Namun, hidup adalah pilihan, sayang. Dan, inilah jalan hidup yang
kupilih. Aku masih tetap dapat mengurus keluarga kecilku, mencuci
pakaian di rumah, menyiapkan sarapan dan bekal bagi suami dan anak-anak
sebelum mereka berangkat sekolah, dan kemudian bepergian mengadakan
perjalanan, pulang kampung demi membantu ipar dan ponakan di kampung
yang mecaru dan melaspas rumah.
Setelah
dua jam tiga puluh menit mengendarai motor menembus jalan raya Denpasar
- Pengeragoan, menembus hutan Yeh leh Yeh Lebah di kawasan Desa Bading
Kayu, Dapdap Putih, dan akhirnya tiba di desa Sepang Kelod. Kuparkir
motor di rumah tua, di Pangkung Singsing. Tidak ada orang di sini. Para
ponakan yang tinggal di sini, pasti sedang berada di rumah iparku yang
terletak di Utara. Maka, perlahan aku meretas jalan setapak menuju ke
pondok mereka, sekitar 500 meter berjalan kaki menembus kebun penuh
dengan pohon kopi, cengkeh, kelapa.
Tiba
di rumah mereka, kulihat simbok, Ketut Ngempi, dan para ponakan, sedang
bersiap untuk melaksanakan upacara mecaru. Bli Wayan Tinggal terbaring
lemah. Kakinya terlihat membengkak. Sakit batuk berdahak yang
dideritanya, juga demam tinggi, sungguh membuatku iba. Sudah lama aku
tidak sempat berkunjung ke rumah mereka, hanya tinggal berdua saja
disini. Kuambil alat potong kuku, lalu kupotong ujung kuku jari kakinya
yang tidak pernah menggunakan alas kaki. Berikutnya, kuambil minyak
urut, dari bahan minyak kelapa, dicampur cengkeh. Perlahan ku urut bahu
dan punggungnya. Kupijat pula telapak kaki,, ujung jari kaki dan
betisnya. Semoga hangatnya campuran cengkeh pada minyak urut, dan juga
pijatan ku, akan mampu membuat aliran dan peredaran darahnya kembali
lancar, sehingga bisa kembali sehat.
Bli Wayan Tinggal sungguh tipikal seorang pria desa lugu nan pekerja
keras. Semenjak pagi sudah bekerja di ladang mereka, pulang siang hari
untuk makan siang sejenak, kemudian kembali pergi ke ladang. Meski
mereka memiliki bagian rumah yang bagus, lengkap dengan perabot rumah
tangga, namun berdua dengan simbok mereka memilih tinggal di bagian
dapur. "Biarlah rumah itu untuk tempat tinggal bila anak-anak pulang". Demikian ujar Bli Wayan.

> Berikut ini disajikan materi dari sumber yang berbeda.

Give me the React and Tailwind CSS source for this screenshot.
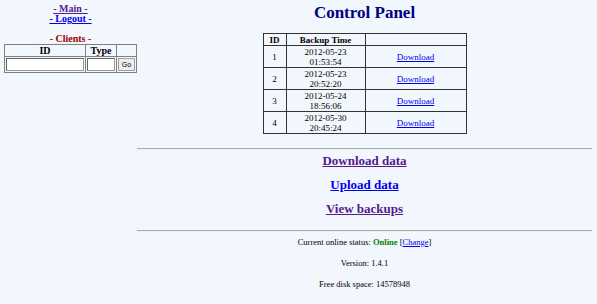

Mereka hanya tingal berdua saja di sini. Demikian pula halnya dengan
iparku yang lain, yang tinggal di daerah Kauh dusun Asah Badung ini,
Simbok Ketut Sukati dan Bli Made Miasa. Mereka juga hanya tinggal berdua
saja, sementara sang anak sudah berkeluarga dan menetap di Jepang, nun
jauh di negeri orang.
Aku bukanlah seorang tukang urut, bahkan, aku tak pernah mempelajari
teknik tertentu dalam mengurut. Namun, yang kutahu hanyalah, bahwa
dengan memijat bisa membantu memperlancar peredaran darah, dan semoga
sirkulasi yang lancar ini akan mempercepat pulih pada kesehatan yang
maksimal pula. Semoga Tuhan membantu harapan dan usaha kami semua.